Não sejamos coniventes com o fomento do MAL que –, valendo-se de
nossa inerente vaidade (se não
o fôssemos, não invejaríamos) – mesmo ardiloso e sorrateiro, não
deixa de ser perscrutável.
Precipuamente inclinados ao
pecado, permitir que a inveja faça morada em nossos corações, não
consuma – necessariamente –, homicídios, mas formas rasteiras
de agressão ao invejado, tais como fofoca e discórdia, provocando
intrigas.
Agindo assim, com a culpa de
saber-se invejoso, instaura-se o desassossego. Ao decidirmos proceder
bem, não nos inquietando pelas benesses recebidas pelos demais,
erguemos com altivez nosso rosto ao Eterno. E, mesmo que não crentes
em nenhuma religião, às estrelas, ao sol… à LUZ!

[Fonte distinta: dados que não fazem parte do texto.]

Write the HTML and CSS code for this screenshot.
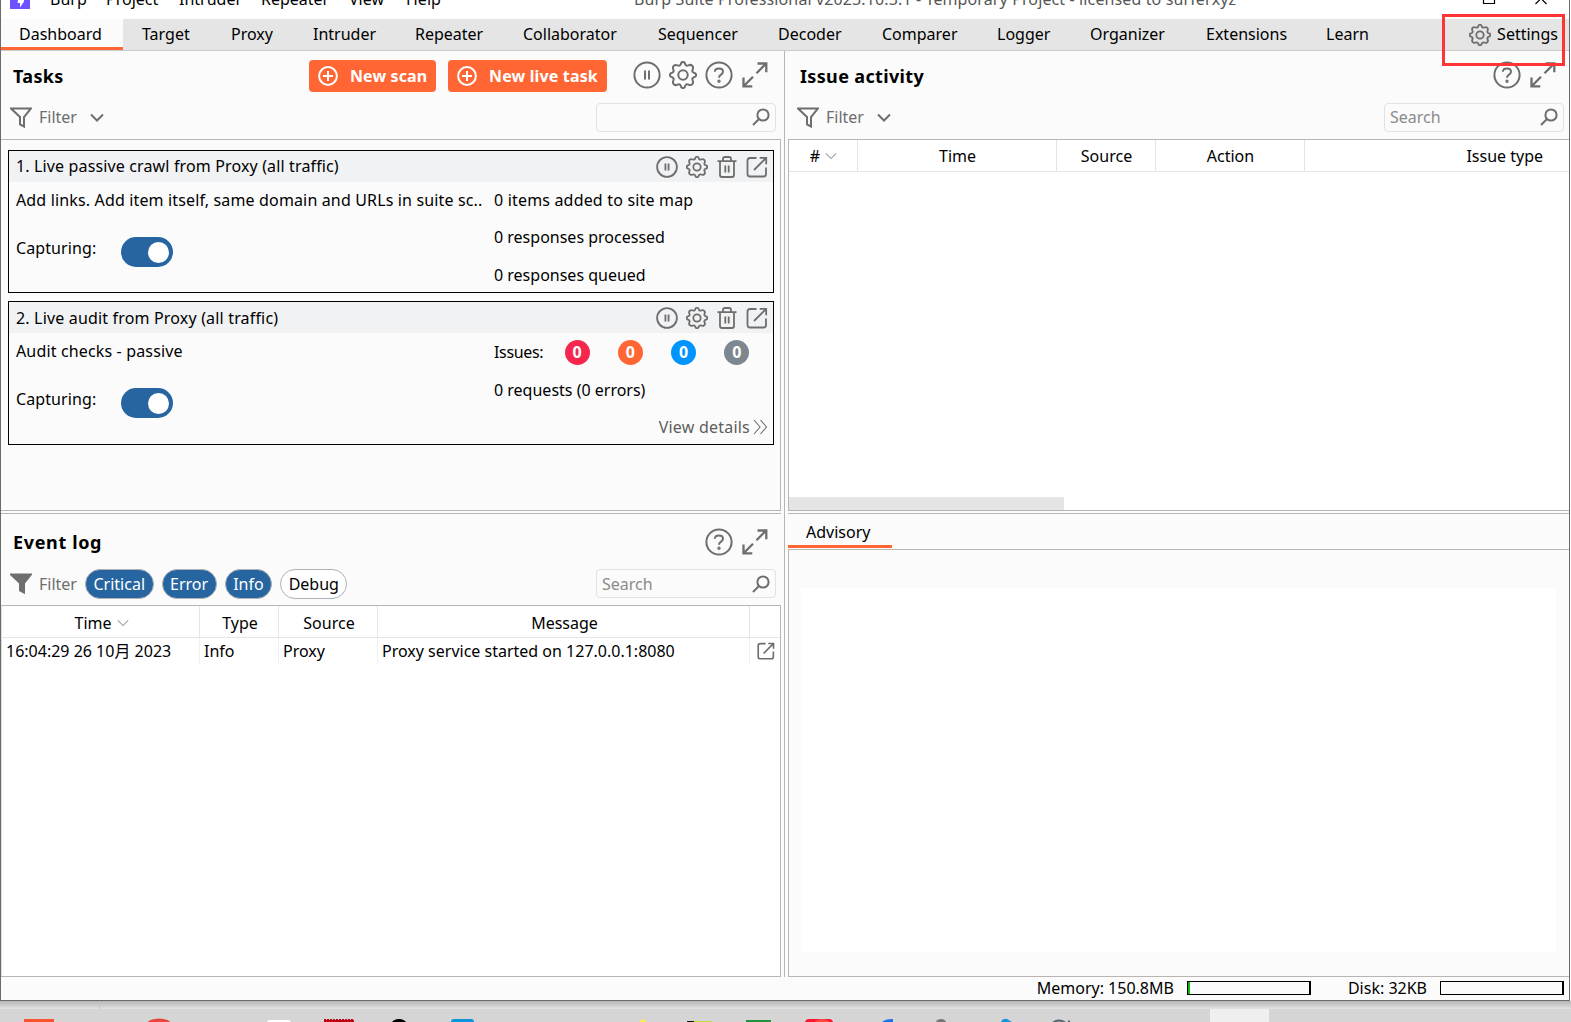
FILE: index.html
```html
<!DOCTYPE html>
<html lang="en">
<head>
<meta charset="utf-8">
<title>Burp Suite Professional</title>
<link rel="stylesheet" href="styles.css">
</head>
<body>
<svg width="0" height="0" class="defs" aria-hidden="true">
  <symbol id="pause" viewBox="0 0 28 28"><circle cx="14" cy="14" r="12.6"/><path d="M12 9.5v9M16 9.5v9"/></symbol>
  <symbol id="gear" viewBox="0 0 28 28"><circle cx="14" cy="14" r="4.7"/><path d="M11.7 3.3 Q12 .9 14 .9 T16.3 3.3 Q17.2 5.3 19.4 4.4 Q21.7 3.2 23.2 4.8 T23.6 8.6 Q22.7 10.8 24.7 11.7 Q27.1 12 27.1 14 T24.7 16.3 Q22.7 17.2 23.6 19.4 Q24.8 21.7 23.2 23.2 T19.4 23.6 Q17.2 22.7 16.3 24.7 Q16 27.1 14 27.1 T11.7 24.7 Q10.8 22.7 8.6 23.6 Q6.3 24.8 4.8 23.2 T4.4 19.4 Q5.3 17.2 3.3 16.3 Q.9 16 .9 14 T3.3 11.7 Q5.3 10.8 4.4 8.6 Q3.2 6.3 4.8 4.8 T8.6 4.4 Q10.8 5.3 11.7 3.3Z"/></symbol>
  <symbol id="help" viewBox="0 0 28 28"><circle cx="14" cy="14" r="12.6"/><path d="M9.8 10.8C10 6.3 18 6.3 18 10.8 18 14 14 13.3 14 16.8"/><circle cx="14" cy="20.3" r=".7"/></symbol>
  <symbol id="expand" viewBox="0 0 28 28"><path d="M15.5 12.2 25 2.7M16.5 2.5h8.8v8.8M12 15.8 2.6 25.2M2.5 16.5v8.8h8.8"/></symbol>
  <symbol id="trash" viewBox="0 0 22 22"><path d="M1.5 5.2h19M4 5.2V19q0 2 2 2h10q2 0 2-2V5.2M7 5V3q0-2 2-2h4q2 0 2 2v2M9.3 9.5v7M12.7 9.5v7"/></symbol>
  <symbol id="popout" viewBox="0 0 22 22"><path d="M10.5 2H4Q1.5 2 1.5 4.5v13.5Q1.5 20.5 4 20.5h13.5q2.5 0 2.5-2.5v-6.500M8 14 20 2M13.700 1.800h6.500v6.500"/></symbol>
  <symbol id="funnel" viewBox="0 0 22 21"><path d="M1 1.500h20l-7 8.500v9.500l-4-2.200V10Z"/></symbol>
  <symbol id="chev" viewBox="0 0 14 9"><path d="M1 1.500 7 7.500 13 1.500"/></symbol>
  <symbol id="mag" viewBox="0 0 18 18"><circle cx="11" cy="7" r="5.600"/><path d="M7 11 1 17"/></symbol>
  <symbol id="plus" viewBox="0 0 20 20"><circle cx="10" cy="10" r="8.900"/><path d="M10 5v10M5 10h10"/></symbol>
</svg>

<div class="desktop">
  <div class="window">
    <header class="titlebar">
      <svg class="logo" viewBox="0 0 20 9"><path fill="#6b51ff" d="M0 0h20v9H0z"/><path fill="#fff" d="M8 0h6v1.500L10 7.500V3H7.500z"/></svg>
      <nav class="menu"><span>Burp</span><span>Project</span><span>Intruder</span><span>Repeater</span><span>View</span><span>Help</span></nav>
      <span class="wintitle">Burp Suite Professional v2023.10.3.1 - Temporary Project - licensed to surferxyz</span>
      <svg class="winctl" viewBox="0 0 70 6"><path d="M1.500 0v3.500h11V0M53.500 4l5.500-5.500L64.500 4"/></svg>
    </header>

    <nav class="tabs">
      <span class="tab active">Dashboard</span><span class="tab">Target</span><span class="tab">Proxy</span><span class="tab">Intruder</span><span class="tab">Repeater</span><span class="tab">Collaborator</span><span class="tab">Sequencer</span><span class="tab">Decoder</span><span class="tab">Comparer</span><span class="tab">Logger</span><span class="tab">Organizer</span><span class="tab">Extensions</span><span class="tab">Learn</span>
      <span class="settings"><svg class="ic i22"><use href="#gear"/></svg>Settings</span>
      <span class="highlight"></span>
    </nav>

    <main class="panes">
      <div class="col left">
        <section class="pane tasks">
          <div class="head">
            <h2>Tasks</h2>
            <button class="btn scan"><svg class="plus"><use href="#plus"/></svg>New scan</button>
            <button class="btn live"><svg class="plus"><use href="#plus"/></svg>New live task</button>
            <div class="tools"><svg class="ic i28"><use href="#pause"/></svg><svg class="ic i28"><use href="#gear"/></svg><svg class="ic i28"><use href="#help"/></svg><svg class="ic i28 ex"><use href="#expand"/></svg></div>
          </div>
          <div class="filter">
            <svg class="ic funnel"><use href="#funnel"/></svg><span class="muted">Filter</span><svg class="ic chev"><use href="#chev"/></svg>
            <div class="search"><span></span><svg class="ic mag"><use href="#mag"/></svg></div>
          </div>
          <div class="tasklist">
            <article class="card">
              <div class="cardhead"><span>1. Live passive crawl from Proxy (all traffic)</span>
                <div class="cardtools"><svg class="ic i22"><use href="#pause"/></svg><svg class="ic i22"><use href="#gear"/></svg><svg class="ic i22"><use href="#trash"/></svg><svg class="ic i22"><use href="#popout"/></svg></div></div>
              <div class="cardbody">
                <div class="info"><span class="desc">Add links. Add item itself, same domain and URLs in suite sc..</span><div class="capture"><span>Capturing:</span><i class="toggle"></i></div></div>
                <div class="stats"><span class="wide">0 items added to site map</span><span>0 responses processed</span><span>0 responses queued</span></div>
              </div>
            </article>
            <article class="card second">
              <div class="cardhead"><span>2. Live audit from Proxy (all traffic)</span>
                <div class="cardtools"><svg class="ic i22"><use href="#pause"/></svg><svg class="ic i22"><use href="#gear"/></svg><svg class="ic i22"><use href="#trash"/></svg><svg class="ic i22"><use href="#popout"/></svg></div></div>
              <div class="cardbody">
                <div class="info"><span class="desc">Audit checks - passive</span><div class="capture"><span>Capturing:</span><i class="toggle"></i></div></div>
                <div class="stats">
                  <div class="issues"><span>Issues:</span><b class="red">0</b><b class="orange">0</b><b class="blue">0</b><b class="grey">0</b></div>
                  <span>0 requests (0 errors)</span>
                  <span class="details">View details<svg viewBox="0 0 15 16"><path d="M1 1l6 7-6 7M7.500 1l6 7-6 7"/></svg></span>
                </div>
              </div>
            </article>
          </div>
        </section>
        <section class="pane log">
          <div class="head">
            <h2>Event log</h2>
            <div class="tools"><svg class="ic i28"><use href="#help"/></svg><svg class="ic i28 ex"><use href="#expand"/></svg></div>
          </div>
          <div class="filter">
            <svg class="ic funnel solid"><use href="#funnel"/></svg><span class="muted">Filter</span>
            <div class="chips"><span class="chip on">Critical</span><span class="chip on">Error</span><span class="chip on">Info</span><span class="chip">Debug</span></div>
            <div class="search"><span>Search</span><svg class="ic mag"><use href="#mag"/></svg></div>
          </div>
          <div class="table">
            <div class="tr th"><span>Time<svg class="sort"><use href="#chev"/></svg></span><span>Type</span><span>Source</span><span>Message</span><span></span></div>
            <div class="tr td"><span>16:04:29 26 10月 2023</span><span>Info</span><span>Proxy</span><span>Proxy service started on 127.0.0.1:8080</span><span><svg class="ic i18"><use href="#popout"/></svg></span></div>
          </div>
        </section>
      </div>
      <div class="split"></div>
      <div class="col right">
        <section class="pane activity">
          <div class="head">
            <h2>Issue activity</h2>
            <div class="tools"><svg class="ic i28"><use href="#help"/></svg><svg class="ic i28 ex"><use href="#expand"/></svg></div>
          </div>
          <div class="filter">
            <svg class="ic funnel"><use href="#funnel"/></svg><span class="muted">Filter</span><svg class="ic chev"><use href="#chev"/></svg>
            <div class="search"><span>Search</span><svg class="ic mag"><use href="#mag"/></svg></div>
          </div>
          <div class="table">
            <div class="tr th"><span>#<svg class="sort"><use href="#chev"/></svg></span><span>Time</span><span>Source</span><span>Action</span><span>Issue type</span></div>
            <div class="scroll"></div>
          </div>
        </section>
        <section class="pane advisory">
          <div class="advtabs"><span>Advisory</span></div>
          <div class="advbody"><div class="sheet"></div></div>
        </section>
      </div>
    </main>

    <footer class="status"><span>Memory: 150.8MB</span><i class="meter mem"></i><span class="disk">Disk: 32KB</span><i class="meter"></i></footer>
  </div>
  <div class="wallpaper"></div>
  <div class="taskbar">
    <svg viewBox="0 0 1571 13" width="1571" height="13">
      <path fill="#efefef" d="M1210 0h59v13h-59z"/>
      <path fill="#f9532f" d="M24 10h30v3H24z"/>
      <ellipse cx="159" cy="15" rx="12" ry="5.500" fill="#e8453c"/>
      <rect x="267" y="11" width="24" height="6" rx="3" fill="#fff"/>
      <path d="M324 11h30" stroke="#c00010" stroke-width="2" stroke-dasharray="2 1"/><path fill="#c00010" d="M324 11h30v2h-30z"/>
      <ellipse cx="399" cy="14" rx="7" ry="4" fill="#000"/>
      <rect x="451" y="10" width="23" height="6" rx="3" fill="#0d93d8"/>
      <ellipse cx="643" cy="13" rx="3" ry="2.500" fill="#ffef4a"/>
      <path fill="#111" d="M687 12h12v1h-12z"/><path fill="#b9d92c" d="M694 12h18v1h-18z"/>
      <path fill="#23923d" d="M746 11h25v2h-25z"/>
      <rect x="805" y="10" width="28" height="8" rx="4" fill="#fb1730"/><ellipse cx="822" cy="13" rx="7" ry="3" fill="#ff4a3c"/>
      <path fill="#1473e6" d="M882 13q3-3 11-3v3z"/>
      <ellipse cx="941" cy="13" rx="5" ry="3" fill="#777"/>
      <path fill="#1695dc" d="M1001 13q2-4 6-3l5 3z"/>
      <path d="M1053 13.500q6-4 12 0M1069 11.500v2" stroke="#53646c" stroke-width="2" fill="none"/>
    </svg>
  </div>
</div>
</body>
</html>
```
FILE: styles.css
```css
* { box-sizing: border-box; }
body {
  margin: 0;
  overflow: hidden;
  font: 16px/20px "Noto Sans", "Noto Sans CJK SC", sans-serif;
  color: #000;
}
.defs { position: absolute; }
.desktop { width: 1571px; height: 1022px; display: flex; flex-direction: column; overflow: hidden; }
.window {
  height: 1001px; flex: none; width: 1570px;
  display: flex; flex-direction: column;
  background: #fbfbfb;
  border: 1px solid #6b6b6b; border-top: 0;
}
span { white-space: nowrap; }
svg { flex: none; display: block; }

.titlebar { height: 19px; flex: none; background: #fff; display: flex; overflow: hidden; }
.logo { width: 20px; height: 9px; margin-left: 9px; }
.menu { display: grid; grid-template-columns: 56px 73px 82px 88px 57px 51px; margin: -11px 0 0 20px; height: 20px; }
.wintitle { margin: -11px 0 0 177px; width: 603px; height: 20px; color: #555; letter-spacing: .12px; }
.winctl { width: 70px; height: 6px; margin-left: 245px; fill: none; stroke: #000; stroke-width: 1.2; }

.tabs {
  position: relative; flex: none; height: 32px;
  display: grid; grid-template-columns: 122px 89px 82px 102px 108px 135px 120px 104px 115px 93px 116px 120px 1fr auto;
  background: #e5e5e5; border-bottom: 1px solid #c9cccc;
}
.tab { padding: 5px 0 0 19px; }
.tab.active { padding-left: 18px; background: #fbfbfb; border-bottom: 3px solid #ff6633; }
.settings { display: flex; gap: 6px; padding: 5px 11px 0 0; }
.highlight { position: absolute; left: 1441px; top: -5px; width: 123px; height: 52px; border: 3px solid #ff3535; }

.panes { flex: 1; min-height: 0; display: flex; }
.col { display: flex; flex-direction: column; }
.left { width: 780px; }
.split { border-left: 1px solid #bab5b5; margin-left: 3px; width: 4px; }
.right { flex: 1; }
.pane { display: flex; flex-direction: column; }
.tasks, .activity { height: 460px; flex: none; border-bottom: 1px solid #bab5b5; }
.head { height: 48px; flex: none; display: flex; align-items: center; padding: 1px 12px 0 12px; }
h2 { margin: 0; font-size: 18px; line-height: 24px; font-weight: 700; letter-spacing: .35px; }
.tools { margin-left: auto; display: flex; gap: 8px; }
.head .tools { margin-top: -1px; }
.tasks .tools { margin-left: 26px; }
.ic { fill: none; stroke: #6e6e6e; stroke-width: 2; }
.i28 { width: 28px; height: 28px; }
.ex { stroke-width: 2.3; }
.i22 { width: 22px; height: 22px; }
.cardtools .i22, .settings .i22 { stroke-width: 1.8; }
.i22 use[href="#gear"], .i22 use[href="#pause"] { stroke-width: 2.3; }
.i18 { width: 18px; height: 18px; }
.btn {
  height: 32px; border: 0; border-radius: 4px; padding: 0 9px;
  display: flex; align-items: center; gap: 12px;
  background: #ff6633; color: #fff; font: 700 16px/20px "Noto Sans", sans-serif; white-space: nowrap;
}
.scan { width: 127px; margin-left: auto; letter-spacing: .1px; }
.live { width: 159px; margin-left: 12px; letter-spacing: .15px; }
.plus { width: 20px; height: 20px; fill: none; stroke: #fff; stroke-width: 2; }

.filter { height: 40px; flex: none; display: flex; align-items: center; padding: 0 5px 4px 9px; }
.funnel { width: 22px; height: 21px; margin-right: 7px; }
.solid { fill: #6e6e6e; }
.muted { color: #6e6e6e; width: 38px; }
.chev { width: 14px; height: 9px; margin-left: 13px; }
.search {
  margin-left: auto; width: 180px; height: 29px;
  display: flex; align-items: center; justify-content: space-between;
  border: 1px solid #e2e2e2; border-radius: 4px; padding: 0 5px 0 5px; color: #8a8a8a;
}
.mag { width: 18px; height: 18px; }

.tasklist { flex: 1; border-top: 1px solid #bab5b5; border-right: 1px solid #bab5b5; padding: 10px 6px 0 7px; }
.card { height: 143px; border: 1px solid #000; }
.second { height: 144px; margin-top: 8px; }
.cardhead { height: 31px; background: #f1f2f4; display: flex; align-items: center; justify-content: space-between; padding: 0 5px 0 7px; letter-spacing: .14px; }
.cardhead > span { padding-bottom: 1px; }
.second .cardhead > span { padding-bottom: 0; letter-spacing: .17px; }
.cardtools { display: flex; gap: 8px; }
.cardbody { display: grid; grid-template-columns: 485px 1fr; }
.info { padding: 8px 0 0 7px; }
.desc { letter-spacing: .15px; }
.capture { display: flex; padding-top: 25px; height: 58px; }
.capture span { width: 105px; padding-top: 3px; letter-spacing: .1px; }
.toggle { width: 52px; height: 30px; border-radius: 15px; background: #2665a0; display: flex; align-items: center; justify-content: flex-end; padding-right: 4px; margin-top: 2px; }
.toggle::after { content: ""; width: 21px; height: 21px; border-radius: 50%; background: #fff; }
.stats { display: flex; flex-direction: column; gap: 17.400px; padding-top: 8px; }
.wide { letter-spacing: .18px; }
.second .stats { gap: 17.500px; padding-top: 9px; }
.issues { display: flex; height: 20px; align-items: center; }
.issues span { width: 70.500px; letter-spacing: -.35px; margin-top: -1px; }
.issues b { width: 25px; height: 25px; border-radius: 50%; color: #fff; text-align: center; line-height: 25px; margin-right: 28.300px; flex: none; }
.issues b:last-child { margin-right: 0; }
.red { background: #f5274e; }
.orange { background: #ff6633; }
.blue { background: #0094ff; }
.grey { background: #7e8790; }
.details { color: #5e5e5e; display: flex; align-items: center; justify-content: flex-end; gap: 3px; padding-right: 5px; letter-spacing: .22px; }
.details svg { width: 15px; height: 16px; fill: none; stroke: #6e6e6e; stroke-width: 1.1; }

.log, .advisory { flex: 1; margin-top: 2px; border-top: 1px solid #bab5b5; border-bottom: 1px solid #bab5b5; }
.log .head { height: 55px; padding-top: 1px; }
.log h2 { letter-spacing: .65px; }
.log .filter { height: 36px; padding-bottom: 7px; }
.chips { display: flex; gap: 8px; margin-left: 8px; }
.chip { height: 30px; border: 1px solid #aeb0b4; border-radius: 15px; padding: 4px 7.500px; line-height: 20px; background: #fff; }
.chip.on { background: #2665a0; color: #fff; }
.table { flex: 1; display: flex; flex-direction: column; background: #fff; border: 1px solid #bab5b5; border-left-color: #ddd; border-bottom: 0; }
.tr { display: grid; }
.log .tr { grid-template-columns: 198px 79px 99px 372px 1fr; }
.activity .tr { grid-template-columns: 69px 199px 99px 149px 1fr; }
.activity .table { border-left-color: #bab5b5; border-right: 0; }
.th { height: 32px; border-bottom: 1px solid #e5e5e5; }
.th span { display: flex; align-items: center; justify-content: center; border-right: 1px solid #e5e5e5; }
.th span:last-child { border-right: 0; }
.log .th span { padding: 3px 0 0 2px; }
.activity .th span { padding-left: 1px; }
.activity .th span:last-child { justify-content: flex-end; padding-right: 26px; }
.sort { width: 12px; height: 8px; margin-left: 5px; fill: none; stroke: #a0a0a0; stroke-width: 1.3; }
.td { height: 26px; }
.td span { padding: 3px 0 0 4px; border-right: 1px solid #f1f1f1; }
.td span:last-child { border: 0; padding: 4px 0 0 7px; }
.scroll { margin-top: auto; width: 275px; height: 13px; background: #e5e5e5; }

.advtabs { height: 36px; flex: none; display: flex; border-bottom: 1px solid #bab5b5; }
.advtabs span { width: 104px; height: 34px; padding: 8px 0 0 18px; border-bottom: 3px solid #ff6633; }
.advbody { flex: 1; display: flex; border-left: 1px solid #bab5b5; padding: 38px 13px 24px 12px; }
.sheet { flex: 1; background: #fff; }

.status { height: 23px; flex: none; display: flex; align-items: center; justify-content: flex-end; padding: 0 5px 1px 0; }
.meter { width: 124px; height: 14px; border: 1px solid #000; border-right-width: 2px; margin-left: 13px; }
.mem { background: linear-gradient(90deg, #0ab80a 2px, transparent 2px); }
.disk { margin-left: 37px; }
.wallpaper { height: 8px; flex: none; background: linear-gradient(90deg, transparent 99px, #c4c4c4 99px 100px, transparent 100px), linear-gradient(#b5b5b5, #e2e2e2); }
.taskbar { height: 13px; flex: none; background: #d5d5d5; }
```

Imagem de Duccio di Buoninsegna
(1308-1311).
Na quarta-feira de cinzas, inicia-se a Quaresma. Com a Fé em Cristo, vençamos o Mal, que nos afeta ainda mais quando recai sobre nossos ascendentes e descendentes.
Exorcismo de São Bento: "Crux Sacra Sihi
mihi lux; non draco sihi mihi dux; vade retro satana!; nunquan suad mihi vana; sunt mala quae libas; ipse venena bibas".
Tradução: "A
Cruz sagrada seja a minha Luz. Não seja o Dragão meu guia. Retira-te
Satanás! Nunca me aconselhes coisas vãs. É mal o que tu me ofereces.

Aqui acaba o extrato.